Review: Western Digital My Book 3.0 (2 TB, USB 3.0)
It is, once again, time to upgrade external hard drives. After I bought two Western Digital 750 GB My Books, I swore I wouldn’t need to upgrade for a LONG time. Well that long time has been long up, but I figured it wasn’t worth it until I could get a 2TB drive at a reasonable price. That time and price are now. I looked at the Western Digital Elements 2 TB (USB 2) which is a really sweet buy right now at only $120 (on Amazon), but thought that maybe I should consider doing the USB 3.0 thing. The Western Digital My Book 3.0 2TB is USB 3.0 for only $40 more at $160 (on Amazon). Of course I don’t any USB 3.0 ports, and it sure would be cool to take full advantage of that speed… so I broke down and bought the Western Digital My Book 3.0 2 TB with PCIe Adapter Card.
I recently received the package and broke out my new toy. The contents included 1 hard drive with power supply, USB 3.0 cable (Note: the picture on the right — the connector is not the same), a PCIe USB 3.0 card and a CD with the drivers for the PCIe card. The most surprising thing to me was that the connectors were different. I realize more power & data requires more pins, I just never stopped to think about it. Granted the computer side of the USB cable looks just the same as it did before — and still works in normal (USB 2) ports. I tried this and got the typical Windows pop up of “This device can preform faster…”, a pop up I hadn’t seen in quite some time.
The PCIe card is nothing to write home about. It is a small card, it’s has 2 USB 3.0 ports, and comes with a half width cover, if you should need it for a low form factor environment. I shutdown, installed the card, brought the machine back up THEN installed the drivers. This necessitated me rebooting again to get the drivers to kick into gear. I recommend you follow the instructions (which I did not read) and install software BEFORE hardware.

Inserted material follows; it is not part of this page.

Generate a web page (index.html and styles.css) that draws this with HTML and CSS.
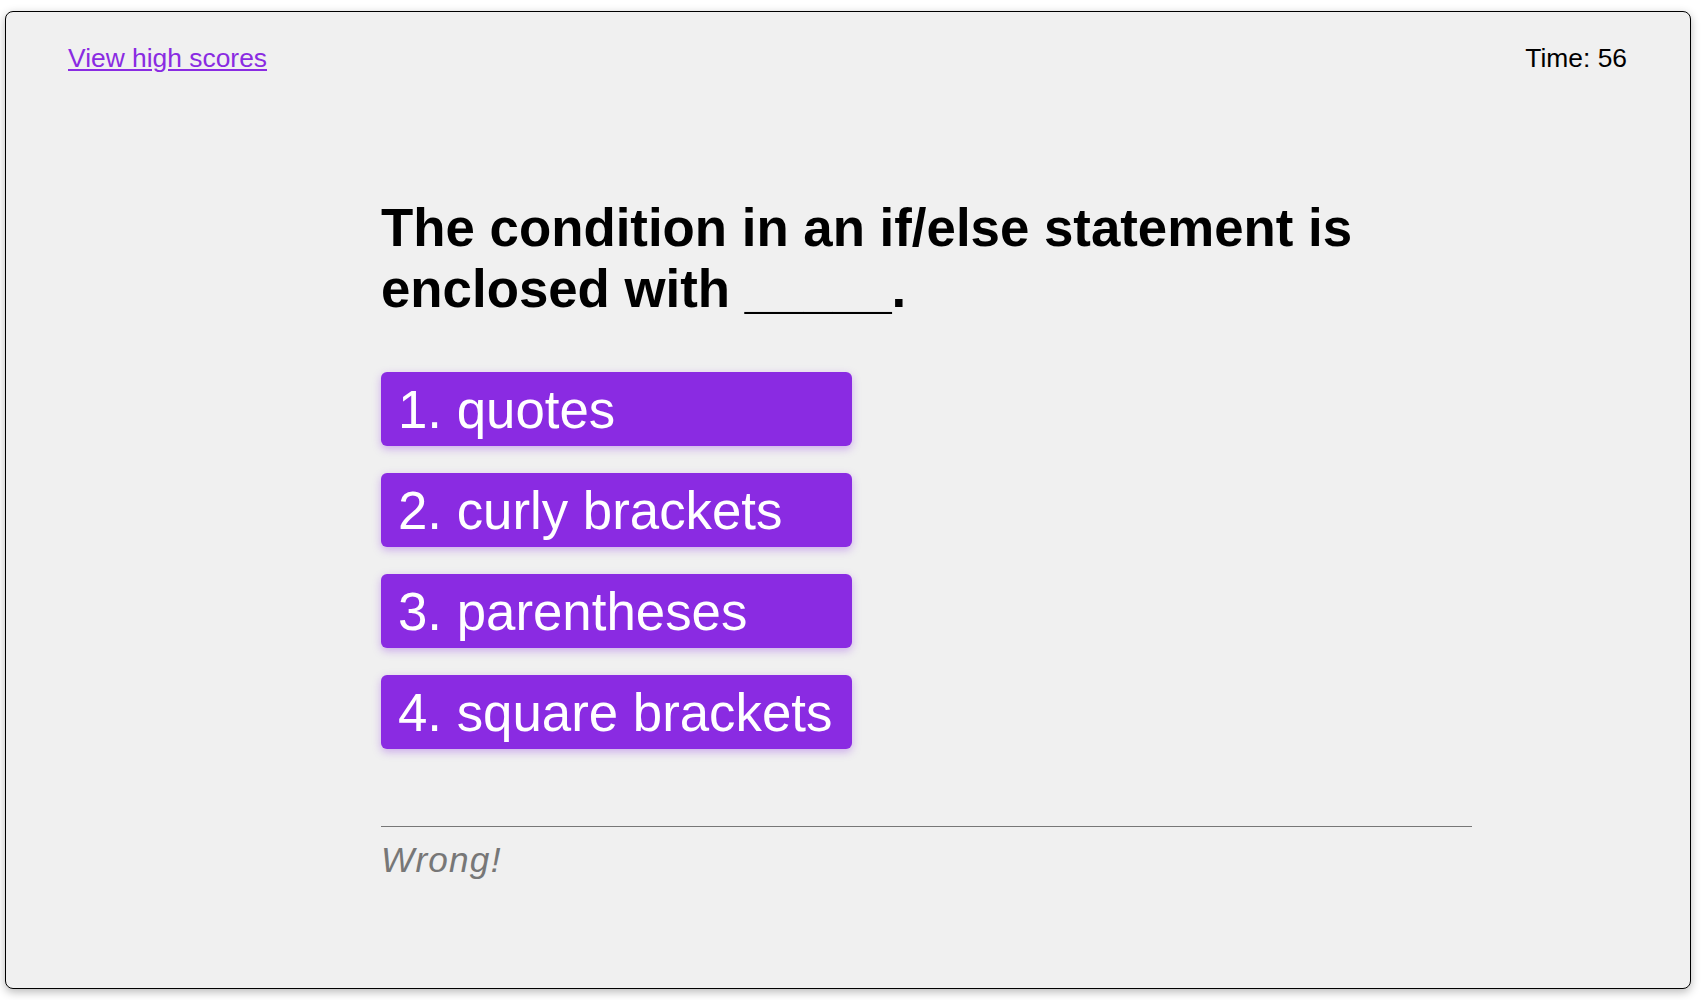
FILE: index.html
```html
<!DOCTYPE html>
<html lang="en">
<head>
<meta charset="utf-8">
<title>Code Quiz</title>
<link rel="stylesheet" href="styles.css">
</head>
<body>
<div class="frame">
  <header class="topbar">
    <a class="scores-link" href="#">View high scores</a>
    <span class="timer">Time: 56</span>
  </header>
  <main class="quiz">
    <h1 class="question">The condition in an if/else statement is enclosed with _____.</h1>
    <div class="choices">
      <button class="choice">1. quotes</button>
      <button class="choice">2. curly brackets</button>
      <button class="choice">3. parentheses</button>
      <button class="choice">4. square brackets</button>
    </div>
    <div class="feedback">
      <p class="feedback-text">Wrong!</p>
    </div>
  </main>
</div>
</body>
</html>
```

FILE: styles.css
```css
html, body {
  margin: 0;
  background: #ffffff;
}
body {
  padding: 11px 12px 11px 5px;
  font-family: Arial, "Liberation Sans", sans-serif;
}
.frame {
  box-sizing: border-box;
  height: 978px;
  border: 1px solid #000;
  border-radius: 8px;
  background: #f0f0f0;
  box-shadow: 0 3px 10px rgba(0, 0, 0, 0.28);
}
.topbar {
  display: flex;
  justify-content: space-between;
  align-items: baseline;
  padding: 31px 63px 0 62px;
  font-size: 26.4px;
  line-height: normal;
}
.scores-link {
  color: #8a2be2;
  text-decoration: underline;
}
.timer {
  color: #000;
}
.quiz {
  margin-left: 375px;
  width: 1091px;
}
.question {
  margin: 123px 0 53px;
  font-size: 52.8px;
  font-weight: bold;
  line-height: normal;
  color: #000;
}
.choices {
  display: flex;
  flex-direction: column;
  align-items: flex-start;
  gap: 27px;
}
.choice {
  box-sizing: border-box;
  width: 471px;
  height: 74px;
  padding: 0 17px;
  border: none;
  border-radius: 6px;
  background: #8a2be2;
  color: #fff;
  font-family: Arial, "Liberation Sans", sans-serif;
  font-size: 52.8px;
  line-height: normal;
  text-align: left;
  box-shadow: 0 3px 9px rgba(138, 43, 226, 0.35);
  cursor: pointer;
  white-space: nowrap;
}
.feedback {
  margin-top: 77px;
  border-top: 1px solid #777;
}
.feedback-text {
  margin: 13px 0 0;
  font-size: 35.2px;
  font-style: italic;
  letter-spacing: 1.2px;
  color: #777;
  line-height: normal;
}
```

The drive itself is like every other Western Digital My Book external. It is in a hard drive in a little plastic enclosure. On this drive, there is a white LED up front, with a power button, USB port and power port all in the back. The drive is no frills with no extra ports (no eSATA or firewire… both of which would be much slower) and no software. I love it. When I buy a hard drive, I don’t want anything fancy. I didn’t run any benchmarks, but the drive is fast.
I dumped about 80 GB of video files (between 350 MB and 1 GB per file) onto the drive right off the bat. I watched the Windows File move window. The transfer bounced between 45MB/s and 70MB/s. The average was in the 55MB/s range. I know that USB 3 is capable of so much more, but I’m quite pleased with the transfer speeds. The limiting factor is most likely the write speed of that external drive (probably a 7,200 RPM unit). The hard drive on this desktop is a 300GB Western Digital 10,000 RPM VelociRaptor, an internal unit which I’ve quite enjoyed having (was supposed to be for a server, but I bought the wrong one).
In summary: If you’re willing to fork over a few extra bucks ($40 if you already have USB 3.0, $70 if you don’t) buy the USB 3.0 drive. In my book, the speed boost is well worth a few extra dollars. I loathe having to sit around and wait for a large file transfer. Slow external storage (be it HD or USB key) is akin to going back to dialup. Painful. Fairly shortly, everyone will be supporting USB 3 natively, and it will be cheaper in the long run to pay more for the drive now than have to replace it again down the line.